Carillion has confirmed that this gives them greater flexibility in terms of managing their own working capital.

What is the Supplier Incentive Scheme?

Carillion is currently offering a Supplier Incentive Scheme, under which it will reimburse the bank charges to Specialist Contractors who reduce their actual payment terms under the EPF in line with their existing terms.

Whilst it is not clear from the Lloyds TSB agreement whether the Specialist Contractor will be reimbursed for 100% of the bank charges, NSCC understands that this will be the case where the Specialist Contractor requests payment in line with the existing terms. Carillion has stated that it is currently reimbursing all bank charges paid by suppliers who reduce their actual payment terms to 45 days but this is not contractually documented anywhere.

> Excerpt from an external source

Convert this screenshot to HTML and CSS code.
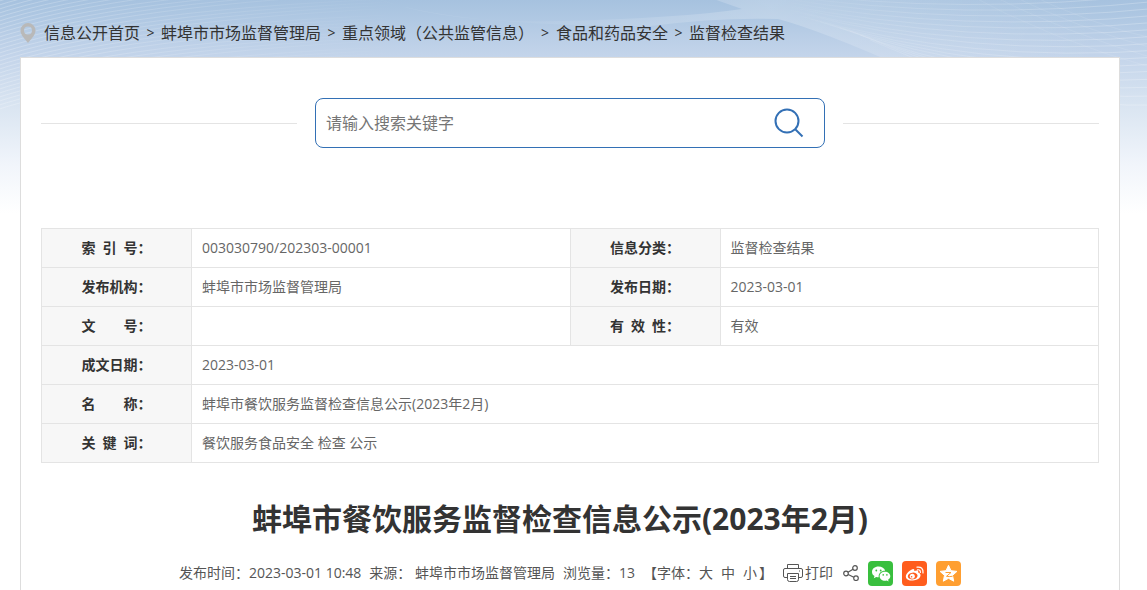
FILE: index.html
```html
<!DOCTYPE html>
<html lang="zh-CN">
<head>
	<meta charset="UTF-8">
	<meta name="viewport" content="width=device-width, initial-scale=1">
	<title>蚌埠市餐饮服务监督检查信息公示(2023年2月)</title>
	<link rel="stylesheet" href="styles.css">
</head>
<body>
	<svg class="page-bg" viewBox="0 0 1147 220" preserveAspectRatio="none" aria-hidden="true">
		<defs>
			<linearGradient id="sky" x1="0" y1="0" x2="0" y2="1">
				<stop offset="0" stop-color="#a6c2df"/>
				<stop offset=".25" stop-color="#c3d4ea"/>
				<stop offset=".5" stop-color="#dbe6f2"/>
				<stop offset=".75" stop-color="#f1f5fb"/>
				<stop offset=".97" stop-color="#fff"/>
			</linearGradient>
			<linearGradient id="glow" gradientUnits="userSpaceOnUse" x1="370" y1="0" x2="1100" y2="0">
				<stop offset="0" stop-color="#fff" stop-opacity=".15"/>
				<stop offset=".2" stop-color="#fff" stop-opacity=".04"/>
				<stop offset=".55" stop-color="#fff" stop-opacity=".22"/>
				<stop offset="1" stop-color="#fff" stop-opacity="0"/>
			</linearGradient>
			<linearGradient id="fade" gradientUnits="userSpaceOnUse" x1="0" y1="0" x2="400" y2="0">
				<stop offset="0" stop-color="#fff" stop-opacity=".24"/>
				<stop offset="1" stop-color="#fff" stop-opacity="0"/>
			</linearGradient>
			<linearGradient id="rise" gradientUnits="userSpaceOnUse" x1="780" y1="0" x2="1147" y2="0">
				<stop offset="0" stop-color="#fff" stop-opacity="0"/>
				<stop offset=".3" stop-color="#fff" stop-opacity=".12"/>
				<stop offset="1" stop-color="#fff" stop-opacity=".24"/>
			</linearGradient>
			<g id="l4">
				<path d="M-10 4Q120-40 420-50M-10 8Q120-36 420-47M-10 12Q120-32 420-44M-10 16Q120-28 420-41"/>
			</g>
		</defs>
		<rect width="1147" height="220" fill="url(#sky)"/>
		<path d="M370-4Q440 24 560 21Q680 18 742 9L705-4H1147V70H910Q820 30 778 19Q720 17 650 26Q440 26 370-4Z" fill="url(#glow)"/>
		<g fill="none" stroke="url(#fade)">
			<use href="#l4"/>
			<use href="#l4" y="16"/>
			<use href="#l4" y="32"/>
			<use href="#l4" y="48"/>
			<use href="#l4" y="64"/>
			<use href="#l4" y="80"/>
			<use href="#l4" y="96"/>
		</g>
		<g fill="none" stroke="url(#rise)">
			<path d="M780-8Q960 16 1160-6M780-5Q960 22 1160 1M780-2Q960 28 1160 8M780 1Q960 34 1160 15"/>
			<path d="M780 4Q960 40 1160 22M790 7Q960 46 1160 29M790 10Q960 52 1160 36M800 13Q970 58 1160 43"/>
			<path d="M800 16Q970 64 1160 50M810 19Q980 70 1160 57M820 22Q990 76 1160 64M830 25Q1000 82 1160 71"/>
			<path d="M840 28Q1000 88 1160 79M850 31Q1010 95 1160 87M860 35Q1020 102 1160 96M870 40Q1030 110 1160 105"/>
			<path d="M960-10Q1050 40 1160 70M980-10Q1070 35 1160 60M1000-10Q1080 30 1160 50M1020-10Q1090 25 1160 40" opacity=".4"/>
		</g>
	</svg>

	<div class="page">
		<nav class="crumbs">
			<svg class="pin" viewBox="0 0 16 20" aria-hidden="true"><path d="M8 0A7.500 7.500 0 0 0 .5 7.500C.5 12 5 16 8 20c3-4 7.500-8 7.500-12.500A7.500 7.500 0 0 0 8 0zm0 3.500a4 4 0 1 1 0 8 4 4 0 0 1 0-8z" fill="#b9b9b9" fill-rule="evenodd"/></svg>
			<a href="#">信息公开首页</a><i>&gt;</i>
			<a href="#">蚌埠市市场监督管理局</a><i>&gt;</i>
			<a href="#">重点领域（公共监管信息）</a><i class="wide">&gt;</i>
			<a href="#">食品和药品安全</a><i>&gt;</i>
			<a href="#">监督检查结果</a>
		</nav>

		<main class="panel">
			<div class="search">
				<form class="search-box">
					<input type="text" placeholder="请输入搜索关键字" aria-label="请输入搜索关键字">
					<button type="submit" aria-label="搜索">
						<svg viewBox="0 0 30 30"><g fill="none" stroke="#3370b5" stroke-width="2"><circle cx="13" cy="13" r="11.500"/><path d="M21 21l7.500 7.500"/></g></svg>
					</button>
				</form>
			</div>

			<table class="info">
				<tr>
					<th><span>索 引 号</span>：</th>
					<td>003030790/202303-00001</td>
					<th><span>信息分类</span>：</th>
					<td>监督检查结果</td>
				</tr>
				<tr>
					<th><span>发布机构</span>：</th>
					<td>蚌埠市市场监督管理局</td>
					<th><span>发布日期</span>：</th>
					<td>2023-03-01</td>
				</tr>
				<tr>
					<th><span>文 号</span>：</th>
					<td></td>
					<th><span>有 效 性</span>：</th>
					<td>有效</td>
				</tr>
				<tr>
					<th><span>成文日期</span>：</th>
					<td colspan="3">2023-03-01</td>
				</tr>
				<tr>
					<th><span>名 称</span>：</th>
					<td colspan="3">蚌埠市餐饮服务监督检查信息公示(2023年2月)</td>
				</tr>
				<tr>
					<th><span>关 键 词</span>：</th>
					<td colspan="3">餐饮服务食品安全 检查 公示</td>
				</tr>
			</table>

			<h1>蚌埠市餐饮服务监督检查信息公示(2023年2月)</h1>

			<div class="meta">
				<span>发布时间：2023-03-01 10:48</span>
				<span>来源： 蚌埠市市场监督管理局</span>
				<span>浏览量：13</span>
				<span class="size">【字体：<a href="#">大</a><a href="#">中</a><a href="#">小</a>】</span>
				<a class="print" href="#">
					<svg viewBox="0 0 20 18" aria-hidden="true"><g fill="none" stroke="#555"><path d="M4.500 4.500v-4h11v4M4.500 13.500H2Q.5 13.500.5 12V6Q.5 4.500 2 4.500H18Q19.500 4.500 19.500 6v6Q19.500 13.500 18 13.500H15.500"/><path d="M4.500 9.500h11v6q0 2-2 2h-7q-2 0-2-2zM7 12.500h6M7 14.500h6M16 7h1"/></g></svg>打印</a>
				<div class="share">
					<svg class="share-icon" viewBox="0 0 16 16" aria-hidden="true"><g fill="none" stroke="#555" stroke-width="1.200"><circle cx="3" cy="8.500" r="2.300"/><circle cx="12" cy="3" r="2.300"/><circle cx="13" cy="13.200" r="2.300"/><path d="M5 7.300l5-3M5.200 9.500l5.600 2.800"/></g></svg>
					<a class="wechat" href="#" aria-label="微信">
						<svg viewBox="0 0 25 25">
							<path d="M10.500 5.500C6.800 5.500 4 7.900 4 10.900c0 1.800 1 3.200 2.500 4.200l-.7 2.100 2.400-1.300c.8.200 1.600.3 2.500.3-.5-3.800 2.700-6.500 6.500-6.400-.7-2.600-3.400-4.300-6.700-4.300z" fill="#fff"/>
							<path d="M17 10.700c-3.100 0-5.400 2-5.400 4.500s2.400 4.500 5.400 4.500c.6 0 1.200-.1 1.800-.3l1.800 1-.5-1.600c1.300-.9 2.200-2.100 2.200-3.600 0-2.500-2.400-4.500-5.300-4.500z" fill="#fff"/>
							<g fill="#39bf3e"><circle cx="8.300" cy="9.500" r=".9"/><circle cx="12.700" cy="9.500" r=".9"/><circle cx="15.200" cy="13.900" r=".8"/><circle cx="18.900" cy="13.900" r=".8"/></g>
						</svg>
					</a>
					<a class="weibo" href="#" aria-label="微博">
						<svg viewBox="0 0 25 25">
							<path d="M10.500 8.200c1.400-.5 2.200.3 1.700 1.900 2.500-1 4.600-.7 4 1.500 4.500 1.300 2.500 7.600-5.200 8C3.500 20 2 15 6 11.200c1.400-1.400 3-2.500 4.500-3z" fill="#fff"/>
							<ellipse cx="10.700" cy="15" rx="4.900" ry="3.400" fill="#ff5d1d" transform="rotate(-8 10.700 15)"/>
							<circle cx="10.300" cy="15.200" r="2.500" fill="#fff"/>
							<circle cx="9.600" cy="15.700" r=".8" fill="#ff5d1d"/>
							<path d="M15.500 8.800q3-.5 2.900 2.700M15 6.200q6.500-.8 6 5.800" fill="none" stroke="#fff" stroke-width="1.200" stroke-linecap="round"/>
						</svg>
					</a>
					<a class="qzone" href="#" aria-label="QQ空间">
						<svg viewBox="0 0 25 25">
							<path d="M12.500 4.300l2.500 5.400 5.900.7-4.400 4 1.200 5.800-5.200-2.900-5.200 2.900 1.200-5.800-4.400-4 5.900-.7z" fill="#fff" stroke="#fff" stroke-linejoin="round"/>
							<path d="M9.500 11.500h5.500l-4.500 3.800q2.500.6 6 0" fill="none" stroke="#ff9f31"/>
						</svg>
					</a>
				</div>
			</div>
		</main>
	</div>
</body>
</html>
```

FILE: styles.css
```css
* {
	box-sizing: border-box;
}
body {
	margin: 0;
	background: #fff;
	color: #333;
	font-family: "Open Sans", "Noto Sans CJK SC", sans-serif;
	font-size: 14px;
}
a {
	color: inherit;
	text-decoration: none;
}
svg {
	display: block;
}
.page-bg {
	position: absolute;
	top: 0;
	left: 0;
	z-index: -1;
	width: 100%;
	height: 220px;
}
.page {
	display: flex;
	flex-direction: column;
	min-height: 100vh;
	padding: 0 27px 0 20px;
}

/* breadcrumb */
.crumbs {
	display: flex;
	align-items: center;
	height: 57px;
	padding-top: 8px;
	font-size: 16px;
	line-height: 24px;
	white-space: nowrap;
}
.crumbs i {
	width: 21px;
	font-size: 14px;
	font-style: normal;
	text-align: center;
}
.crumbs .wide {
	width: 22px;
}
.pin {
	width: 16px;
	height: 20px;
	margin-right: 8px;
}

.panel {
	flex: 1;
	padding: 40px 20px 0;
	border: 1px solid #ddd;
	border-bottom: 0;
	background: #fff;
}

/* search */
.search {
	display: flex;
	align-items: center;
	gap: 18px;
}
.search:before,
.search:after {
	content: "";
	flex: 1;
	height: 1px;
	background: #e4e4e4;
}
.search-box {
	display: flex;
	width: 510px;
	height: 50px;
	border: 1px solid #3370b5;
	border-radius: 8px;
}
.search-box input {
	flex: 1;
	min-width: 0;
	padding: 0 10px;
	border: 0;
	outline: 0;
	background: none;
	font: inherit;
	font-size: 16px;
}
.search-box input::placeholder {
	color: #757575;
}
.search-box button {
	width: 70px;
	padding: 0 20px;
	border: 0;
	background: none;
	cursor: pointer;
}
.search-box button svg {
	width: 30px;
	height: 30px;
}

/* document info */
.info {
	width: 100%;
	margin-top: 80px;
	border-collapse: collapse;
	table-layout: fixed;
	line-height: 22px;
}
.info th,
.info td {
	height: 39px;
	padding: 0 10px;
	border: 1px solid #e4e4e4;
}
.info th {
	width: 150px;
	background: #f7f7f7;
}
.info th span {
	display: inline-block;
	width: 56px;
	text-align-last: justify;
}
.info td {
	color: #666;
}

h1 {
	margin: 32px 0 0;
	padding-right: 20px;
	font-size: 30px;
	line-height: 48px;
	text-align: center;
}

.meta {
	display: flex;
	align-items: center;
	justify-content: center;
	gap: 8px;
	margin-top: 17px;
	color: #555;
	line-height: 26px;
	white-space: nowrap;
}
.size a {
	margin-right: 8px;
}
.size a:last-child {
	margin-right: 2px;
}
.print {
	display: flex;
	align-items: center;
	gap: 2px;
	margin: 0 2px;
}
.print svg {
	width: 20px;
	height: 18px;
}
.share {
	display: flex;
	align-items: center;
	gap: 9px;
}
.share-icon {
	width: 16px;
	height: 16px;
}
.share a {
	width: 25px;
	height: 25px;
	border-radius: 4px;
}
.wechat {
	background: #39bf3e;
}
.weibo {
	background: #ff5d1d;
}
.qzone {
	background: #ff9f31;
}
```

Specialist Contractors should be aware that the fact that the Suppler Incentive Scheme is not contractually documented anywhere and may be subject to review ‘in line with market conditions’ means that Carillion could withdraw it at any time or reduce the amounts payable. In this event, Specialist Contractors would either have to accept payment on 120-day terms or pay bank charges for taking early payment.

What does a Specialist Contractor need to sign?

In order to join the EPF, a Specialist Contractor will be required to sign the following three documents:

1. A Deed of Amendment which varies the payment terms of all their existing contracts with Carillion to 120 days. It provides that the final date for payment will be 120 days from either the end of the month in which the invoice is issued or the date of the application for payment (depending on the relevant existing payment structure).

2. The EPF Agreement

3. An agreement with the bank which enables the Specialist Contractor to obtain payment directly from the bank.